Mount Tabor, so celebrated in the Old and New Testament, arises like a superb dome amidst the vast plain of Galilee. The declivity of the mountain is covered with flowers and odoriferous plants; from the summit of Tabor, which forms a level of a league in extent, may be seen, travellers say, all the banks of the Jordan, the Lake of Tiberias, the Sea of Syria, and most of the places in which Christ performed his miracles.
A church, the erection of which was due to the piety of St. Helena, stood on the very spot where the transfiguration of Christ took place in presence of his disciples, and for a length of time attracted crowds of pilgrims. Two monasteries, built at the summit of Tabor, recalled for centuries the memory of Moses and Elias, whose names they bore; but, from the reign of Saladin, the standard of Mahomet had floated over this holy mountain; the church of St. Helena and the monasteries of Moses and Elias had been demolished, and upon their ruins was raised a fortress, from which the Mussulmans constantly threatened the territories of Ptolemaïs.
It was impossible to ascend Mount Tabor without encountering a thousand dangers; but nothing intimidated the Christian warriors: the patriarch of Jerusalem, who marched at their head, showed them the true cross, and animated them by his example and his eloquent words. Enormous stones rolled from the heights occupied by the infidels, who poured down an endless shower of javelins and arrows upon all the roads which led to the top of the mountain. The valour of the soldiers of the cross braved all the efforts of the Saracens; the king of Jerusalem distinguished himself by prodigies of bravery, and killed two emirs with his own hand. The summit of the mountain being attained, the Crusaders dispersed the Mussulmans, and pursued them to the gates of their fortress: nothing could resist their arms. But all at once several of the leaders began to entertain suspicions regarding the intentions of the sultan of Damascus; and the fear of a surprise acted the more strongly on their minds from no one having foreseen it. Whilst the Mussulmans retired filled with terror behind their ramparts, a sudden panic seized the conquerors: the Crusaders renounced the attack of the fortress, and the whole Christian army retreated without effecting anything; as if it had only ascended Mount Tabor to contemplate the spot rendered sacred by the transfiguration of the Saviour.
We could scarcely yield faith to the account of this precipitate flight, without the evidence of contemporary historians;[201] the ancient chronicles, according to their custom, do not fail to attribute to treachery an event they cannot comprehend; it appears to us, however, much more natural to suppose that the retreat of the Crusaders was produced by the discord and want of foresight which prevailed in all their undertakings.[202]

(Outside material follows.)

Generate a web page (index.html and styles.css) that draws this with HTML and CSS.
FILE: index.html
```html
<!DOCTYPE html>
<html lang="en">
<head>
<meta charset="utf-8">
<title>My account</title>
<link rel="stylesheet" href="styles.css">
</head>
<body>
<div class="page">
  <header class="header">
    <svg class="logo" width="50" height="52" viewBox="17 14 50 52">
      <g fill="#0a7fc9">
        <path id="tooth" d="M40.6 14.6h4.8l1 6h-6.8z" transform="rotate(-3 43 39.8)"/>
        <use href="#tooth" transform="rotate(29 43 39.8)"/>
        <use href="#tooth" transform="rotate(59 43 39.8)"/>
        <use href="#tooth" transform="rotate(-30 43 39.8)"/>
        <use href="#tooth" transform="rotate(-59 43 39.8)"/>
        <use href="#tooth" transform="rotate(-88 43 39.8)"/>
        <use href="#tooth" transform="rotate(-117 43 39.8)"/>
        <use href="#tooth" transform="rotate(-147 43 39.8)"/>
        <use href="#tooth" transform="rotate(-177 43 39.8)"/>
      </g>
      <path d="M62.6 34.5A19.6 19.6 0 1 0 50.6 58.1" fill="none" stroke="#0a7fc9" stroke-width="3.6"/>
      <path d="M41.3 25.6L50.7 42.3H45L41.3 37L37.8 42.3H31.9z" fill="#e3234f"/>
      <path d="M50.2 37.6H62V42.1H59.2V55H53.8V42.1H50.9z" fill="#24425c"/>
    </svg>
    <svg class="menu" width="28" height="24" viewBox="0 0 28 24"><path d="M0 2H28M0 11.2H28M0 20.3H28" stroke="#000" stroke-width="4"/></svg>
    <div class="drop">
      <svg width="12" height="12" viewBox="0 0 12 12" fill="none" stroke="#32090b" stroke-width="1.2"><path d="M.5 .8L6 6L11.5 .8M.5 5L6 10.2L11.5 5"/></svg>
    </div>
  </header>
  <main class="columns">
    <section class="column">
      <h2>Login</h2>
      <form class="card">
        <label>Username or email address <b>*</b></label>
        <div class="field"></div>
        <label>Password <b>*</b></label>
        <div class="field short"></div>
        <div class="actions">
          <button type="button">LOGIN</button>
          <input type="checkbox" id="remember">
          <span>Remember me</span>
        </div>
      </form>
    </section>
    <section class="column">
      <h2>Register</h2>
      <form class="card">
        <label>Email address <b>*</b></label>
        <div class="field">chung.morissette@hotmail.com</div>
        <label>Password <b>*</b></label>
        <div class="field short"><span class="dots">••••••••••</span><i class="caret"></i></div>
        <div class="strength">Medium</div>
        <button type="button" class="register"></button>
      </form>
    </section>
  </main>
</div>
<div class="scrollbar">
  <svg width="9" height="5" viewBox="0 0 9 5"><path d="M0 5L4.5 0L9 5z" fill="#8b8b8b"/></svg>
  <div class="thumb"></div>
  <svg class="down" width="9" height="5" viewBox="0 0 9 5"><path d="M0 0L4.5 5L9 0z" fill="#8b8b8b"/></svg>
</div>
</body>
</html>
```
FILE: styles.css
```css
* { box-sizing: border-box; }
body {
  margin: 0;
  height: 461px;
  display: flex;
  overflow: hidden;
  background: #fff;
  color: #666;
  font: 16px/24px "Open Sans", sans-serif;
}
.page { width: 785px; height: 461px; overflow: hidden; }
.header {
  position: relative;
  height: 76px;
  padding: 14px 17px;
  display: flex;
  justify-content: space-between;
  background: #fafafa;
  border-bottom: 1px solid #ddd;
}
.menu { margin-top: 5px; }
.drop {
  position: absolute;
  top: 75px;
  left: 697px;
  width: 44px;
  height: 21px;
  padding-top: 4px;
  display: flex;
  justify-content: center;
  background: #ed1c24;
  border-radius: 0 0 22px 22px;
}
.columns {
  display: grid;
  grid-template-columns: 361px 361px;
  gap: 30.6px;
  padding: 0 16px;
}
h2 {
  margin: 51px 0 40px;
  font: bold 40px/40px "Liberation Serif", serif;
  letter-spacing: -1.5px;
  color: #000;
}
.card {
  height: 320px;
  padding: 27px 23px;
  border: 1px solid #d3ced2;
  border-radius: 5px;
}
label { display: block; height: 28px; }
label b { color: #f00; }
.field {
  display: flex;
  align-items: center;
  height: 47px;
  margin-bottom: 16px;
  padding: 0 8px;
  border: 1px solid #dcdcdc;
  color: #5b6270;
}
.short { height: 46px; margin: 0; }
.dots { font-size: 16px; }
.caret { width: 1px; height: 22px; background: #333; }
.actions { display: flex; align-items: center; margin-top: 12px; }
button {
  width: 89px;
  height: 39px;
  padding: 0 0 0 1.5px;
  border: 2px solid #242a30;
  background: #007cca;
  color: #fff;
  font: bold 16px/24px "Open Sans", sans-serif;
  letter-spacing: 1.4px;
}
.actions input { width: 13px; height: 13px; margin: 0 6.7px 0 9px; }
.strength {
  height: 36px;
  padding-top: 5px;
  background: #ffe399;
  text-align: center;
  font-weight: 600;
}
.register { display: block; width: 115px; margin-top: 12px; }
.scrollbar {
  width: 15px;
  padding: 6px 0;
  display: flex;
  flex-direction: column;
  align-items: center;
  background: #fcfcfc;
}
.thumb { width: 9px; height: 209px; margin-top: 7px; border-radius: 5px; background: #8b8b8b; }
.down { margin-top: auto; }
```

This retreat had most fatal results; whilst the leaders reproached each other with the disgrace of the army and the egregious error they had committed, the knights and soldiers sank into a state of discouragement. The patriarch of Jerusalem refused from that time to bear the wood of the true cross in the van of the Crusaders, as he found the sight of it could neither revive their piety nor reanimate their courage. The kings and princes who directed the crusade, wishing to retrieve so shameful a reverse before they returned to Palestine, led the army towards Phœnicia. In this new campaign no exploit signalized their arms being winter, a great number of the soldiers, overcome by cold, remained abandoned on the roads, whilst others fell into the hands of the Bedouin Arabs. On Christmas eve, the Crusaders, who were encamped between Tyre and Sarphat, were surprised by a violent tempest; wind, rain, hail, whirlwinds, incessant peals of thunder killed their horses, carried away their tents, and scattered their baggage. This disaster completed their despondency, and created a belief that Heaven refused them its support.
As they were in serious want of provisions, and the whole army could not subsist in one place, they resolved to divide themselves into four different bodies till the end of winter. This separation, which was made amidst mutual complaints, appeared to be the work of discord much more than of necessity. The king of Jerusalem, the duke of Austria, and the grand master of St. John encamped in the plains of Cæsarea; the king of Hungary, the king of Cyprus, and Raymond, son of the prince of Antioch, retired to Tripoli;[203] the grand masters of the Templars and the Teutonic knights, and Andrew d’Avesnes, with the Flemish Crusaders, went to fortify a castle built at the foot of Mount Carmel; the other Crusaders retired to Ptolemaïs with the intention of going back to Europe.
The king of Cyprus fell ill and died just as he was upon the point of embarking for his own kingdom. The king of Hungary was discouraged, and began to despair of the success of a war so unfortunately commenced. This prince, after a sojourn of three months in Palestine, thought his vow accomplished, and resolved, all at once, to return to his dominions.